Board members agreed during a workshop Tuesday afternoon that they needed to abandon the evaluation system they had been using for years because they found it bothersome and ineffectual.
"(Let's) dump it," said board member Sandra Nicholson.
That system graded Hernando school superintendent Wendy Tellone on such criteria as whether she "accepts constructive criticism of her work" and "is readily available for problem solving."
But it did not consider whether her plans improve student test scores that state and national officials use to determine success, or include much else to evaluate her performance. Such omissions surprised Wayne Blanton, executive director of the Florida School Boards Association, at another workshop in June.
Still, while board members agreed on adopting Charlotte County's evaluation system, they do have plans to tweak it, as well as establish measurable goals that Tellone should meet. Those goals could include improving the county's dropout rate and making sure that there are no "D" or "F" schools in the county.
The board will meet again on Oct. 18 to spell out the specific goals they will ask Tellone to meet. In the meantime, board members will draft their suggestions for the performance objectives.
The Charlotte County evaluation rates whether the superintendent is "outstanding," "effective" or "needs attention" on a 1-9 scale, with 9 as the highest score. It considers factors such as her budget management skills and ability to reach out to parents and others in the community.

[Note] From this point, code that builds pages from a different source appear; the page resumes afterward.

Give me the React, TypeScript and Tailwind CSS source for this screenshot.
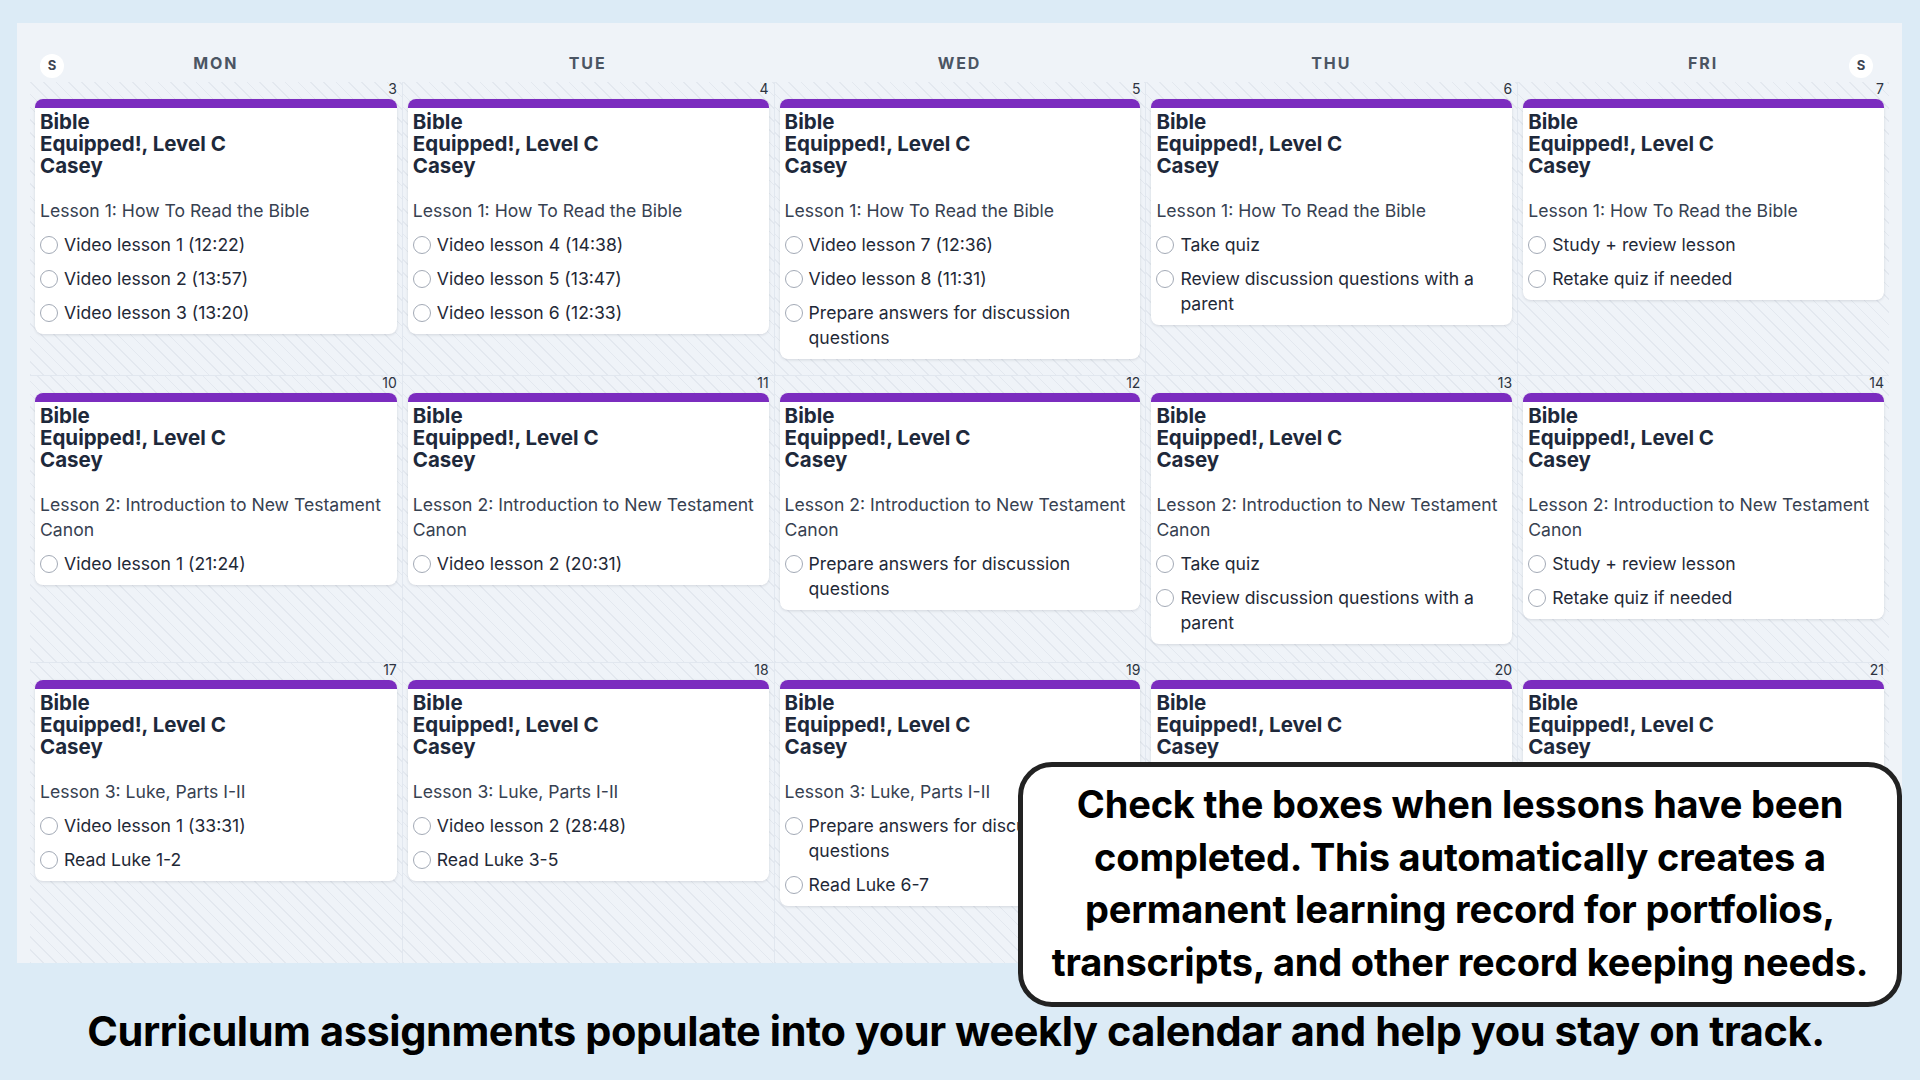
const days = ["MON", "TUE", "WED", "THU", "FRI"]

type Entry = { date: number; lesson: string; tasks: string[] }

const weeks: Entry[][] = [
  [
    { date: 3, lesson: "Lesson 1: How To Read the Bible", tasks: ["Video lesson 1 (12:22)", "Video lesson 2 (13:57)", "Video lesson 3 (13:20)"] },
    { date: 4, lesson: "Lesson 1: How To Read the Bible", tasks: ["Video lesson 4 (14:38)", "Video lesson 5 (13:47)", "Video lesson 6 (12:33)"] },
    { date: 5, lesson: "Lesson 1: How To Read the Bible", tasks: ["Video lesson 7 (12:36)", "Video lesson 8 (11:31)", "Prepare answers for discussion questions"] },
    { date: 6, lesson: "Lesson 1: How To Read the Bible", tasks: ["Take quiz", "Review discussion questions with a parent"] },
    { date: 7, lesson: "Lesson 1: How To Read the Bible", tasks: ["Study + review lesson", "Retake quiz if needed"] },
  ],
  [
    { date: 10, lesson: "Lesson 2: Introduction to New Testament Canon", tasks: ["Video lesson 1 (21:24)"] },
    { date: 11, lesson: "Lesson 2: Introduction to New Testament Canon", tasks: ["Video lesson 2 (20:31)"] },
    { date: 12, lesson: "Lesson 2: Introduction to New Testament Canon", tasks: ["Prepare answers for discussion questions"] },
    { date: 13, lesson: "Lesson 2: Introduction to New Testament Canon", tasks: ["Take quiz", "Review discussion questions with a parent"] },
    { date: 14, lesson: "Lesson 2: Introduction to New Testament Canon", tasks: ["Study + review lesson", "Retake quiz if needed"] },
  ],
  [
    { date: 17, lesson: "Lesson 3: Luke, Parts I-II", tasks: ["Video lesson 1 (33:31)", "Read Luke 1-2"] },
    { date: 18, lesson: "Lesson 3: Luke, Parts I-II", tasks: ["Video lesson 2 (28:48)", "Read Luke 3-5"] },
    { date: 19, lesson: "Lesson 3: Luke, Parts I-II", tasks: ["Prepare answers for discussion questions", "Read Luke 6-7"] },
    { date: 20, lesson: "Lesson 3: Luke, Parts I-II", tasks: ["Take quiz", "Review discussion questions with a parent"] },
    { date: 21, lesson: "Lesson 3: Luke, Parts I-II", tasks: ["Study + review lesson", "Retake quiz if needed"] },
  ],
]

const rowHeights = ["h-[293px]", "h-[287px]", "flex-1"]

function WeekendDot() {
  return (
    <div className="w-[24px] h-[24px] rounded-full bg-white flex items-center justify-center text-[13px] font-bold text-[#3f4654] mt-[6px]">
      S
    </div>
  )
}

function AssignmentCard({ entry }: { entry: Entry }) {
  return (
    <div className="mt-[2px] bg-white rounded-[8px] overflow-hidden shadow-[0_1px_3px_rgba(15,23,42,0.12)]">
      <div className="h-[9px] bg-[#7b2cbf]" />
      <div className="px-[5px] pt-[3px] pb-[9px]">
        <div className="text-[20.5px] leading-[22px] font-bold text-[#1e293b]">
          Bible
          <br />
          Equipped!, Level C
          <br />
          Casey
        </div>
        <div className="mt-[21px] text-[17.6px] leading-[25px] text-[#374151]">{entry.lesson}</div>
        <ul className="mt-[9px] flex flex-col gap-[9px]">
          {entry.tasks.map((task) => (
            <li key={task} className="flex items-start gap-[6px] text-[17.6px] leading-[25px] text-[#1f2937]">
              <span className="mt-[3.5px] w-[18px] h-[18px] shrink-0 rounded-full border-[1.5px] border-[#a3aab6] bg-white" />
              <span>{task}</span>
            </li>
          ))}
        </ul>
      </div>
    </div>
  )
}

export default function App() {
  return (
    <div className="w-[1920px] h-[1080px] bg-[#dcebf6] relative overflow-hidden font-['Inter',sans-serif]">
      <div className="pt-[23px] pl-[17px]">
        <div className="w-[1885px] h-[940px] bg-[#eff3f8] px-[13px] flex flex-col">
          {/* weekday header */}
          <div className="h-[59px] grid grid-cols-5 shrink-0">
            {days.map((d, i) => (
              <div key={d} className="grid grid-cols-[1fr_auto_1fr] items-center pt-[20px]">
                <div className="pl-[10px]">{i === 0 && <WeekendDot />}</div>
                <div className="text-[16px] font-bold tracking-[0.12em] text-[#4b5563]">{d}</div>
                <div className="flex justify-end pr-[16px]">{i === 4 && <WeekendDot />}</div>
              </div>
            ))}
          </div>

          {weeks.map((week, w) => (
            <div key={w} className={`${rowHeights[w]} grid grid-cols-5 ${w > 0 ? "border-t border-[#e1e7ef]" : ""}`}>
              {week.map((entry, i) => (
                <div
                  key={entry.date}
                  className={`px-[5px] bg-[repeating-linear-gradient(45deg,#e3e8ef_0px,#e3e8ef_1.2px,transparent_1.2px,transparent_9px)] ${i > 0 ? "border-l border-[#e1e7ef]" : ""}`}
                >
                  <div className="-mt-[1px] text-right text-[14px] leading-[16px] text-[#2d3340]">{entry.date}</div>
                  <AssignmentCard entry={entry} />
                </div>
              ))}
            </div>
          ))}
        </div>
      </div>

      <p className="mt-[44px] pr-[8px] text-center text-[41.5px] leading-[48px] font-bold text-black tracking-[-0.01em]">
        Curriculum assignments populate into your weekly calendar and help you stay on track.
      </p>

      {/* callout over the calendar */}
      <div className="absolute left-[1018px] top-[762px] w-[884px] h-[245px] bg-white border-[5px] border-[#222222] rounded-[34px] flex items-center justify-center">
        <p className="-mt-[3px] text-center text-[38px] leading-[52.5px] font-bold text-black tracking-[-0.005em]">
          Check the boxes when lessons have been
          <br />
          completed. This automatically creates a
          <br />
          permanent learning record for portfolios,
          <br />
          transcripts, and other record keeping needs.
        </p>
      </div>
    </div>
  )
}
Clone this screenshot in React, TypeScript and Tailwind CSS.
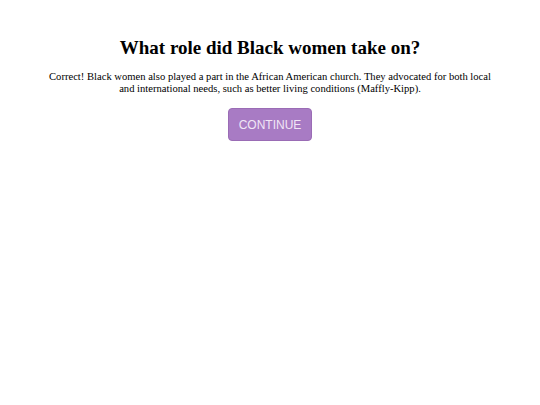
export default function App() {
  return (
    <div className="flex flex-col items-center bg-white pt-[37px] text-black" style={{ fontFamily: '"Liberation Serif", serif' }}>
      <h1 className="text-[19px] font-bold leading-[22px]">What role did Black women take on?</h1>
      <p className="mt-[12px] w-[448px] text-center text-[10.6px] leading-[12px]">
        Correct! Black women also played a part in the African American church. They advocated for both local and
        international needs, such as better living conditions (Maffly-Kipp).
      </p>
      <button className="mt-[13px] h-[33px] w-[84px] rounded-[4px] border border-[#9a6cb5] bg-[#a87bc4] text-[12px] text-[#f1e6f6] font-['Liberation_Sans',sans-serif]">
        CONTINUE
      </button>
    </div>
  )
}
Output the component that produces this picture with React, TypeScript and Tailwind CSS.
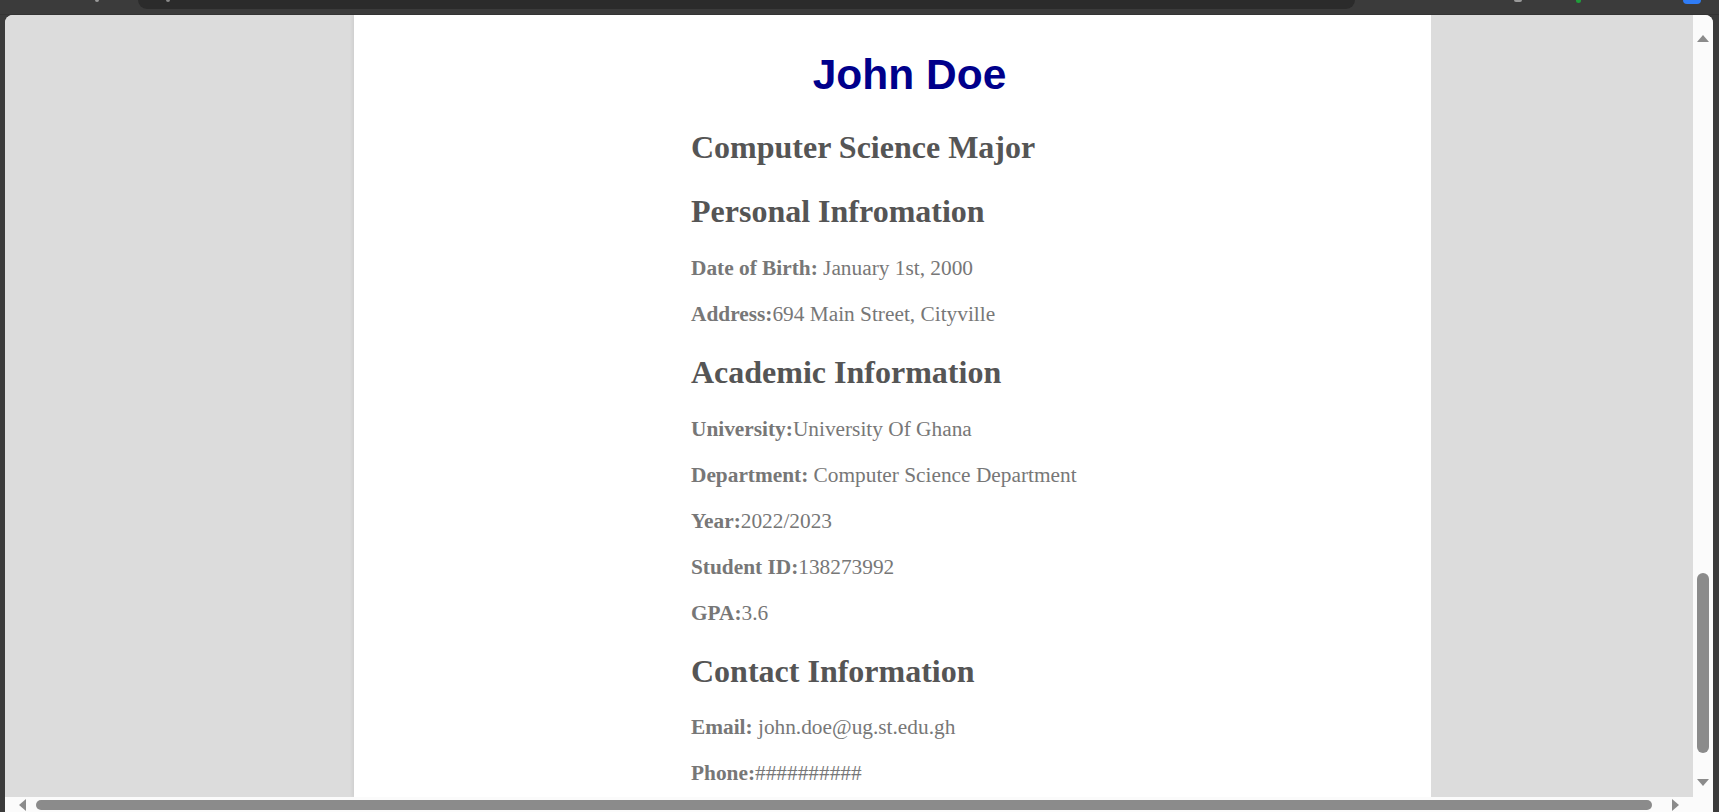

But the process of agreeing on a set of performance goals could be contentious. Nicholson suggested on Tuesday that she wanted to hold Tellone accountable for improving the district's FCAT scores and meeting standards of the federal No Child Left Behind Act. But School Board Vice Chairman Jim Malcolm said it would be dangerous to hold Tellone responsible for student performance on standardized tests.
"I have a big problem with the A+
plan and with No Child Left Behind," Malcolm said. "Those are snapshots of (how well students do on a test on) a given day."
Nicholson responded that the district had to carry out those laws, whether it liked them or not. And she argued that trying to reach certain benchmarks would help board members better manage the district.
"I think it's important to have goals," she said.